● Problem
Return, unaltered, every line from the beginning of the material below up to and including the one with "const days: (number".

● Raw data
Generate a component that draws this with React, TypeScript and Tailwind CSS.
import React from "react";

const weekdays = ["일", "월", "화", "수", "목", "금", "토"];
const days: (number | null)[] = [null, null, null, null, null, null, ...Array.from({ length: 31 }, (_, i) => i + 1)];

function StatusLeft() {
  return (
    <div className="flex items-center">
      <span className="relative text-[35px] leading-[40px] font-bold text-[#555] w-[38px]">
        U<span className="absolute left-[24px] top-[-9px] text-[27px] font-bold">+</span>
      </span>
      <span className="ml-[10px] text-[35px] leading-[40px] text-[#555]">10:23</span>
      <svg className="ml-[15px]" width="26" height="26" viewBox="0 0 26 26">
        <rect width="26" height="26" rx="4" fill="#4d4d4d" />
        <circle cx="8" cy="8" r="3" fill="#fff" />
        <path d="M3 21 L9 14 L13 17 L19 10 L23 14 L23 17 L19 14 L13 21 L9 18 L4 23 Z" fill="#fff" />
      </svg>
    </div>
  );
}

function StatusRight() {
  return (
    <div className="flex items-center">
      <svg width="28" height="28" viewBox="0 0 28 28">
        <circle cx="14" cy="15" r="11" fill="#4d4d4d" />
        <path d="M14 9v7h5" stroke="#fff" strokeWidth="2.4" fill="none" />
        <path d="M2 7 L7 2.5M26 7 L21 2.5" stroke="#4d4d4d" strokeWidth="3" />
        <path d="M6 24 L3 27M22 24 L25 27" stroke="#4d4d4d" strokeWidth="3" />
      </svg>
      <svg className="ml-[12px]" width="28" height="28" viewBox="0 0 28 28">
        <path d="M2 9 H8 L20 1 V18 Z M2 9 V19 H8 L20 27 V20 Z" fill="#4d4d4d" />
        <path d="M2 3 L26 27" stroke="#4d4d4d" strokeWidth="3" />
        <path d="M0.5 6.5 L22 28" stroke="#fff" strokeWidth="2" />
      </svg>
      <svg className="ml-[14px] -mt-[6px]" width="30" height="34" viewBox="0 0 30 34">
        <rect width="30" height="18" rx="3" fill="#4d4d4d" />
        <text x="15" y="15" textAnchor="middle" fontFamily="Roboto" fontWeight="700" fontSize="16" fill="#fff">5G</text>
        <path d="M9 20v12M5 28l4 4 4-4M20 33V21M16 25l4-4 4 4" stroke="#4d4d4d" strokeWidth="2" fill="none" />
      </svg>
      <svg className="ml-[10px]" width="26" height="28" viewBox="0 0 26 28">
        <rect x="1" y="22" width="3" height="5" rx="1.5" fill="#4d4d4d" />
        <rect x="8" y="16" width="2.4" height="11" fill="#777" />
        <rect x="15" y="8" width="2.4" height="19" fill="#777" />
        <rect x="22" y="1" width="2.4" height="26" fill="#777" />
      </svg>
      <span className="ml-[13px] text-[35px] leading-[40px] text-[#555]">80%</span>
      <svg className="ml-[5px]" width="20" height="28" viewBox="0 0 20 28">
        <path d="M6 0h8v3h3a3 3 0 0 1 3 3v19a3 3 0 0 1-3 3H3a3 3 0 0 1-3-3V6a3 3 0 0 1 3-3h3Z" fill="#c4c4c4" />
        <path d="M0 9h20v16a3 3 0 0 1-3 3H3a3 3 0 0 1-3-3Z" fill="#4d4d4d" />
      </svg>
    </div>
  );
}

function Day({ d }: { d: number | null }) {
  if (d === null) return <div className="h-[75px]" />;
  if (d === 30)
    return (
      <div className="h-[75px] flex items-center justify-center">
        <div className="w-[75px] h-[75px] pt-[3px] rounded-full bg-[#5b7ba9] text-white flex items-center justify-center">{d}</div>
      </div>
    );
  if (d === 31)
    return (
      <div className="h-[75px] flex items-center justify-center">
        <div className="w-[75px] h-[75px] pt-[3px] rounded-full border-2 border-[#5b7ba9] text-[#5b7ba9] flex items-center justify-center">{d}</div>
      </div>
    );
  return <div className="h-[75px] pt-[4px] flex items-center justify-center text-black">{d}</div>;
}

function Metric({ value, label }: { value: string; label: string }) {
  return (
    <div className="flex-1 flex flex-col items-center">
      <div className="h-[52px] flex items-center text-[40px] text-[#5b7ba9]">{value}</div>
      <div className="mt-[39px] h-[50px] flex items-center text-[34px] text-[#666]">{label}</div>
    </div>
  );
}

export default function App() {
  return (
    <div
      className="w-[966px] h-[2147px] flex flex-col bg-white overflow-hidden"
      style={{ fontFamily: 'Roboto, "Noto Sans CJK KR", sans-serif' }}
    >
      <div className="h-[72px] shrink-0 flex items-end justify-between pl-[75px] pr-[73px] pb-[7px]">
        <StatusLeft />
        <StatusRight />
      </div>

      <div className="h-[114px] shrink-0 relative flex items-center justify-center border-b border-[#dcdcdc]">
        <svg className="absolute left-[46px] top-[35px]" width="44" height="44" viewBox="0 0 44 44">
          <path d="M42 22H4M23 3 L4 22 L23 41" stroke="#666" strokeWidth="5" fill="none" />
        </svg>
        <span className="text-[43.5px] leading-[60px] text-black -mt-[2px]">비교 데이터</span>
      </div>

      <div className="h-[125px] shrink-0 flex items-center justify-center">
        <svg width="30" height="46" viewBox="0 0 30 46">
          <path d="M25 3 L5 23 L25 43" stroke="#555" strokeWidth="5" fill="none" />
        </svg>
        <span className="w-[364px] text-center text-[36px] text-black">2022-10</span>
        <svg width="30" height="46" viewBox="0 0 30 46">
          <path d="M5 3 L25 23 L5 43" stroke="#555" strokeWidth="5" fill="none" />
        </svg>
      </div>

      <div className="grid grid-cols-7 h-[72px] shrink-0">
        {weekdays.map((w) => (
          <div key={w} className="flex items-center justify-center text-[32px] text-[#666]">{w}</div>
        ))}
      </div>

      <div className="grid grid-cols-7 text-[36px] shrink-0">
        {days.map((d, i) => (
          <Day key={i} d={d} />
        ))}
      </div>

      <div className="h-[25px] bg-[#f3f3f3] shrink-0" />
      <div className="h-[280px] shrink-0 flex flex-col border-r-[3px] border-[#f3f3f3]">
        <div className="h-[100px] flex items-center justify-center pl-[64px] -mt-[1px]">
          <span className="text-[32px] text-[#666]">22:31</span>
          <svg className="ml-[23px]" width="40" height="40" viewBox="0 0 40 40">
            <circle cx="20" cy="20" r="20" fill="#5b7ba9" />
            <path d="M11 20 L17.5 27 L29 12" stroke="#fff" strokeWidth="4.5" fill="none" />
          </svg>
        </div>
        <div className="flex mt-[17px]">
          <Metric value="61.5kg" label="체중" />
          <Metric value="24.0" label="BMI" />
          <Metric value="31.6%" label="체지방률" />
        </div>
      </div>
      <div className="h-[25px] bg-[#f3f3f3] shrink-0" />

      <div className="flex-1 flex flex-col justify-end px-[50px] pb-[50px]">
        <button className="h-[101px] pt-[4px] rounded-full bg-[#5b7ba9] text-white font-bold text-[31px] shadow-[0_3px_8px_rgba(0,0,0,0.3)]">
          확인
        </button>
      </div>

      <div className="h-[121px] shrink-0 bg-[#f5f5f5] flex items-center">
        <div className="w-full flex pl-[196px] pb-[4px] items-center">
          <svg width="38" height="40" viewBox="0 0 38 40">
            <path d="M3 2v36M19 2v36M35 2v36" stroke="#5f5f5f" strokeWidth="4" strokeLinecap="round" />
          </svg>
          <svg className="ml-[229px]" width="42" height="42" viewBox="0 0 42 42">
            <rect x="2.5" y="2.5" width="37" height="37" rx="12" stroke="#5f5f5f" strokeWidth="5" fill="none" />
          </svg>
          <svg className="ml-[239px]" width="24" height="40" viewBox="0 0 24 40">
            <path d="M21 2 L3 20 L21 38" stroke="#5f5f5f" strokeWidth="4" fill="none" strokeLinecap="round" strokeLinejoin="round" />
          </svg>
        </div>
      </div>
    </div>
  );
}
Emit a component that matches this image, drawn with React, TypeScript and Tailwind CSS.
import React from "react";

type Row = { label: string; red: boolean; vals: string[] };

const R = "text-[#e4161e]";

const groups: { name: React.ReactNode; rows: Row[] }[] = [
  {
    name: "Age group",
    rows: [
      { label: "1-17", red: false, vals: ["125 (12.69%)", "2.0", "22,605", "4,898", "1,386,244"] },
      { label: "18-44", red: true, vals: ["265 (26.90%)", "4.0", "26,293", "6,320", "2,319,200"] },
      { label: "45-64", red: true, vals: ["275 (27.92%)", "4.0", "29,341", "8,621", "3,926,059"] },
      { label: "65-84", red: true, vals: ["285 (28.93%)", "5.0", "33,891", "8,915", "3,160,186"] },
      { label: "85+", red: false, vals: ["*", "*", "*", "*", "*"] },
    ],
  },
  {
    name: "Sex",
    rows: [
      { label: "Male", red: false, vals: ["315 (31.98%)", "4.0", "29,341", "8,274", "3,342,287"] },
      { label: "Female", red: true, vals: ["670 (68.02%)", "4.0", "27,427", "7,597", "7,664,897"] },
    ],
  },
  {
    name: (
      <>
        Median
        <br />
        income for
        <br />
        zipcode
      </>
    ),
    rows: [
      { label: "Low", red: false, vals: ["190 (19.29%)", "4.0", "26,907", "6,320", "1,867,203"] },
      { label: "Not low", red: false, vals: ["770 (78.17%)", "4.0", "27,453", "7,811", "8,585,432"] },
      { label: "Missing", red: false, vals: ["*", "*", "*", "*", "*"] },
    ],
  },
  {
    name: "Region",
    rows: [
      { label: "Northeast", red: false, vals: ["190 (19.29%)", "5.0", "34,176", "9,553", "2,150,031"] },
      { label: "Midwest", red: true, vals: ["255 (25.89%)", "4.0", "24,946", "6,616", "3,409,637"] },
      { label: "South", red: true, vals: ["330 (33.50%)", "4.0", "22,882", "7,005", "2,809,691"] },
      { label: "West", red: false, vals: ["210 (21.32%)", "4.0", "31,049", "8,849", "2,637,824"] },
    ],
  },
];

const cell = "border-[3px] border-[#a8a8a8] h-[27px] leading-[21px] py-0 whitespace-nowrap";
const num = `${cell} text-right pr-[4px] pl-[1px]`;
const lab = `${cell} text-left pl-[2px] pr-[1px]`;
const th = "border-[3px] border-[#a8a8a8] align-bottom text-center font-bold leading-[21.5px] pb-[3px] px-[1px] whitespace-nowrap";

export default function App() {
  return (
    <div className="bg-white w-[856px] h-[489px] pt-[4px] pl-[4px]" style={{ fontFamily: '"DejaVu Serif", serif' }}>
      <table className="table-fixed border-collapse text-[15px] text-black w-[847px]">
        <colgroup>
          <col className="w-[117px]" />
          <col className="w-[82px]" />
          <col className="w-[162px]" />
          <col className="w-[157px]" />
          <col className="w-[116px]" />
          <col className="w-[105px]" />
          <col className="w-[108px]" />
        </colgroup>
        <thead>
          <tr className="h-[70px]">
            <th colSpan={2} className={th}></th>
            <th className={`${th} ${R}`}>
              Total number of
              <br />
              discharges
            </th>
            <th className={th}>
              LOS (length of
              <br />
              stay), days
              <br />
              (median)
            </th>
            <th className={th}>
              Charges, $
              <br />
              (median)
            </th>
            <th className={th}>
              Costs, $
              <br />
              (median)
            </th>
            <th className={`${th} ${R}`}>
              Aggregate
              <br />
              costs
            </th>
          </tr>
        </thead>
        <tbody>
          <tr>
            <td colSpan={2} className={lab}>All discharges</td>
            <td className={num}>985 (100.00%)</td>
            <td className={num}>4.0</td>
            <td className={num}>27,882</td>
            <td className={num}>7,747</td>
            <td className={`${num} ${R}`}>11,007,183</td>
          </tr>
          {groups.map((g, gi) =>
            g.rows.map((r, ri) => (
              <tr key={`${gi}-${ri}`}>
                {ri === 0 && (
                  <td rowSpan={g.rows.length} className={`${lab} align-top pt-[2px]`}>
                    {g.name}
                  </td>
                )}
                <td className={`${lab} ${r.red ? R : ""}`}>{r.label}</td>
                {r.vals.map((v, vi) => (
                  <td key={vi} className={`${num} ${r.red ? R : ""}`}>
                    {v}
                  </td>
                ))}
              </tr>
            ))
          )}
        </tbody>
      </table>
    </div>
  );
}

● Finished answer
Generate a component that draws this with React, TypeScript and Tailwind CSS.
import React from "react";

const weekdays = ["일", "월", "화", "수", "목", "금", "토"];
const days: (number | null)[] = [null, null, null, null, null, null, ...Array.from({ length: 31 }, (_, i) => i + 1)];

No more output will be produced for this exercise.